1) I thought we bought stuff because we needed/wanted the stuff, not for taxes to be paid
2) the benefit of paying taxes is 0. It is, at best, a necessary evil in exchange for the services provided. To a large extent it is just a money transfer from the productive to the unproductive
also, I thought taxes didn’t fund government services in the MMT world
Herr Kartoffel exhibits a severe case of what would be labelled cognitive dissonance, if he was capable of thought.
@Emil re taxes, it does appear to be the position of MMT that tax is not necessarily. Which then begs the question, why do we need the Inland Revenue, surely we can just scrap it and save billions to spend on whatever nonesense takes the current government’s fancy.
My sockpuppet commiserated with him over the Mrs Sunak case because “it’s destroyed years of campaigning for profits to be taxed where they are made, and now they’ve given in the the braying mob to tax them where the owner lives instead”. He, naturally, banned me.
jgh
I thought I had been banned and then actually did get blocked recently.
https://www.timworstall.com/2022/09/oooooh/
My ‘alter ego’ remains active albeit has been quiet recently…
I’ve always regarded Spud as an Ellsworth Toohey for our times:
From the wikipedia summary of the Fountainhead:
Toohey is a socialist, and represents the spirit of collectivism more generally. He styles himself as representative of the will of the masses, but his actual desire is for power over others.
They’re paying the tax where production is. We, the customer, are paying the price but we’re not seeing the benefit of the tax paid
But this is bollocks. They are paying taxes where they make profits. Presumably the Graun just quotes him because a) he is on their side and b) the writer is even thicker than Spud so won’t attempt to query his nonsense.
What they crave is a tax system where the authorities can just charge in and demand what they want without all this stuff about deductions, transfer pricing, jurisdiction, or whatever. They’d prefer the Viking Raider theory of taxation, also used extensively by the Mongols.
arguably the most disturbing post yet was one Tim missed- ‘New Tech for the blog’
So, having done my research I set off for the Apple Store in Cambridge today and spent some of the donations made to this blog on an iPad Pro and an iPhone 14 Pro, both chosen because they provide more opportunity to produce better quality material for this blog and for videos than any of the other options available.
I also added a Logitech keyboard for the iPad, and was amused that the Apple Store staff did not, themselves, recommend the Apple alternative. That keypad is amazing – perhaps the best typing experience that I have ever had.
The quality of dictation processing is also very high. I guess using the latest chips helps this, but it also reduces the stress in my arms given the number of words I write a day.

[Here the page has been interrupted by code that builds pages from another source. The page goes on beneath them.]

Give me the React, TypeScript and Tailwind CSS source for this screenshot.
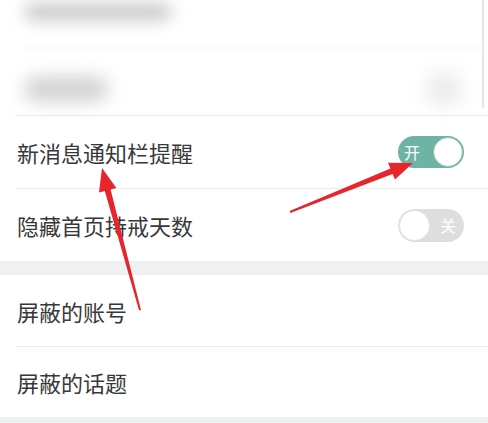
import React from "react";

const font = { fontFamily: '"Noto Sans CJK SC", "Noto Sans", sans-serif' };

function ToggleOn() {
  return (
    <div className="flex h-[32px] w-[66px] items-center justify-between rounded-full bg-[#6db4a4] pl-[6px] pr-[1px]">
      <span className="text-[16px] leading-none text-white">开</span>
      <div className="h-[30px] w-[30px] rounded-full border border-[#86c2b4] bg-white" />
    </div>
  );
}

function ToggleOff() {
  return (
    <div className="flex h-[33px] w-[66px] items-center justify-between rounded-full bg-[#dedede] pl-[1px] pr-[8px]">
      <div className="h-[31px] w-[31px] rounded-full border border-[#e6e6e6] bg-white" />
      <span className="text-[16px] leading-none text-white">关</span>
    </div>
  );
}

function Row({ label, children, border = true, h = "h-[72px]" }: { label: string; children?: React.ReactNode; border?: boolean; h?: string }) {
  return (
    <div className="bg-white">
      {border && <div className="ml-[15px] h-px bg-[#ebebeb]" />}
      <div className={`flex ${h} items-center justify-between pl-[17px] pr-[24px]`}>
        <span className="text-[22px] leading-none text-[#383838]">{label}</span>
        {children}
      </div>
    </div>
  );
}

export default function App() {
  return (
    <div className="relative h-[423px] w-[488px] overflow-hidden bg-white" style={font}>
      {/* blurred top panel */}
      <div className="h-[115px] bg-white">
        <div className="flex h-[108px] w-[484px] flex-col border-r-2 border-[#e6e6e6] pl-[24px]">
          <div className="mt-[3px] h-[18px] w-[148px] rounded-full bg-[#cbcbcb] blur-[8px]" />
          <div className="mt-[24px] h-[6px] w-full bg-[#fafafa] blur-[3px]" />
          <div className="mt-[20px] flex items-center justify-between pr-[20px]">
            <div className="h-[24px] w-[84px] rounded-full bg-[#d0d0d0] blur-[9px]" />
            <div className="h-[36px] w-[36px] rounded-full bg-[#ececec] blur-[9px]" />
          </div>
        </div>
      </div>

      <Row label="新消息通知栏提醒">
        <ToggleOn />
      </Row>
      <Row label="隐藏首页持戒天数">
        <ToggleOff />
      </Row>
      <div className="h-[14px] bg-[#eff0f2]" />
      <Row label="屏蔽的账号" border={false} h="h-[71px]" />
      <Row label="屏蔽的话题" h="h-[70px]" />
      <div className="h-[10px] bg-[#eff0f2]" />

      {/* red annotation arrows */}
      <svg className="pointer-events-none absolute left-0 top-0" width="488" height="423" viewBox="0 0 488 423">
        <polygon
          fill="#e6262c"
          points="102,168 116.4,188 110.6,189.5 141,310 139,310.3 104.8,191.1 99,192.6"
        />
        <polygon
          fill="#e6262c"
          points="413,163 395,179.6 392.6,174 290.4,212.9 289.6,211.1 390.4,168.4 388,162.8"
        />
      </svg>
    </div>
  );
}
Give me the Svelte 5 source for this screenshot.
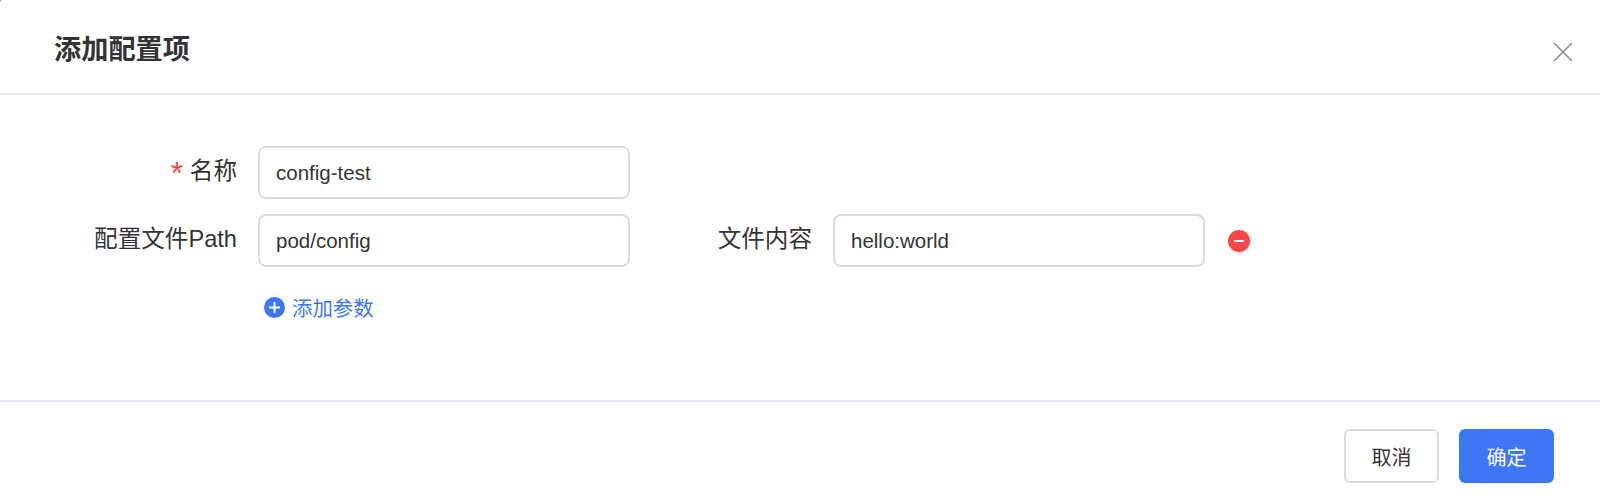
<script lang="ts">
	let name = $state('config-test');
	let params = $state([{ path: 'pod/config', content: 'hello:world' }]);
</script>

<div class="dialog">
	<header class="dialog-header">
		<h2>添加配置项</h2>
		<button class="close-btn" aria-label="关闭">
			<svg width="20" height="20" viewBox="0 0 20 20"><path d="M1 1L19 19M19 1L1 19" stroke="#8c8c8c" stroke-width="1.6" fill="none" /></svg>
		</button>
	</header>

	<div class="dialog-body">
		<div class="form-row">
			<label class="label"><span class="required">*</span> 名称</label>
			<input class="input" bind:value={name} />
		</div>
		{#each params as item}
			<div class="form-row">
				<label class="label">配置文件Path</label>
				<input class="input" bind:value={item.path} />
				<label class="label label-second">文件内容</label>
				<input class="input" bind:value={item.content} />
				<button class="remove-btn" aria-label="删除">
					<svg width="22" height="22" viewBox="0 0 22 22"><circle cx="11" cy="11" r="11" fill="#ff4447" /><rect x="6" y="10" width="10" height="2" rx="1" fill="#fff" /></svg>
				</button>
			</div>
		{/each}
		<button class="add-btn">
			<svg width="21" height="21" viewBox="0 0 22 22"><circle cx="11" cy="11" r="11" fill="#3d76f6" /><path d="M11 6v10M6 11h10" stroke="#fff" stroke-width="2" stroke-linecap="round" /></svg>
			添加参数
		</button>
	</div>

	<footer class="dialog-footer">
		<button class="btn">取消</button>
		<button class="btn btn-primary">确定</button>
	</footer>
</div>

<style>
	:global(body) {
		background: #999;
	}
	.dialog {
		width: 1600px;
		height: 503px;
		display: flex;
		flex-direction: column;
		font-family: "Liberation Sans", "Noto Sans CJK SC", sans-serif;
		color: #333;
		background: #fff;
		border-top-left-radius: 3px;
	}
	.dialog-header {
		height: 93px;
		flex: none;
		display: flex;
		align-items: center;
		justify-content: space-between;
		padding: 0 27px 0 54px;
		border-bottom: 2px solid #e3e6f2;
	}
	h2 {
		margin: 0;
		font-size: 27.2px;
		font-weight: 600;
		color: #333;
	}
	.close-btn {
		background: none;
		border: none;
		padding: 0;
		display: flex;
		margin-top: 11px;
	}
	.dialog-body {
		flex: 1;
		padding: 51px 0 0;
		display: flex;
		flex-direction: column;
		gap: 15px;
	}
	.form-row {
		display: flex;
		align-items: center;
	}
	.label {
		width: 237px;
		flex: none;
		text-align: right;
		font-size: 23.6px;
		line-height: 30px;
		color: #333;
		margin: -3px 21px 0 0;
	}
	.required {
		color: #ff4447;
		font-size: 32px;
		line-height: 20px;
		vertical-align: -5px;
	}
	.label-second {
		width: 182px;
		margin-right: 21px;
	}
	.input {
		width: 372px;
		height: 53px;
		box-sizing: border-box;
		border: 2px solid #dcdcdc;
		border-radius: 8px;
		padding: 0 16px;
		font-family: inherit;
		font-size: 20.5px;
		color: #333;
		background: #fff;
		outline: none;
	}
	.remove-btn {
		background: none;
		border: none;
		padding: 0;
		display: flex;
		margin-left: 23px;
	}
	.add-btn {
		align-self: flex-start;
		margin: 10px 0 0 264px;
		background: none;
		border: none;
		padding: 0;
		display: flex;
		align-items: center;
		gap: 7px;
		font-family: inherit;
		font-size: 20.4px;
		color: #3d76f6;
	}
	.dialog-footer {
		height: 103px;
		flex: none;
		box-sizing: border-box;
		border-top: 2px solid #e3e6f2;
		display: flex;
		justify-content: flex-end;
		gap: 20px;
		padding: 27px 46px 0 0;
	}
	.btn {
		width: 95px;
		height: 54px;
		box-sizing: border-box;
		border: 2px solid #dcdcdc;
		border-radius: 6px;
		background: #fff;
		font-family: inherit;
		font-size: 20px;
		color: #333;
	}
	.btn-primary {
		background: #3d76f6;
		border-color: #3d76f6;
		color: #fff;
	}
</style>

So, my thanks to those who helped fund these purchases. The blog will be the better for them
So expect more unwatched videos outlining his matchless economic knowledge and more blog posts. Could he even revisit either:
– The Fair Tax Mark
– Sustainable Cost Accounting?
The future’s bright…..
It’s not a fresh hell – it’s the same old one we all know: that those who advocate paying ever more in tax are merely expressing greed and don’t really have any further principles on which to base taxation. Hence the place where tax should be paid wildly fluctuates to match wherever the money it. If it’s rich people in the UK owning assets abroad, then they should be taxed here; if it’s rich people abroad owning assets here, then they should be taxed here; if it’s UK companies making profits abroad, then they should be taxed here; if it’s foreign companies making profits in the UK, then they should be taxed here. In fact, looking at some of the claims, we sometime even see foreign companies making profits abroad which supposedly should be taxed here.
To improve the British economy, I’d tax all foreigners living abroad.
M.Python.
Being foreign AND living abroad is so clearly a tax dodge that you’d have to insist on penalties and interest being charged as well.
@Van_Patten, did I read that correctly? He can’t afford an ipad or a mobile phone without donations?
I don’t think we’ll be hearing more about the Fair Tax Mark as he fell out with them:
https://www.t*xresearch.org.uk/Blog/2021/11/25/the-fair-tax-mark-a-statement/
Sustainable Cost Accounting was his pitch to get back with Labour after the Corbyn fallout, but fortunately they don’t seem interested in talking to him. He is still getting a £17k a year grant off the back of it though.
http://www.c*rporateaccountabilitynet.work/funding/
Buying an ipad AND an iphone from the donations his more poorly-paid suckers have given him, despite his three professorships and various spurious grants, AND boasting to them about it?
He really is a grade A thundercunt.
“the benefit of paying taxes is 0.”
From Murphy’s point of view, the benefit of tax is that he gets paid from it. So tax paid elsewhere is irrelevant.
He’s making videos again. Maybe he’ll buy a second shirt?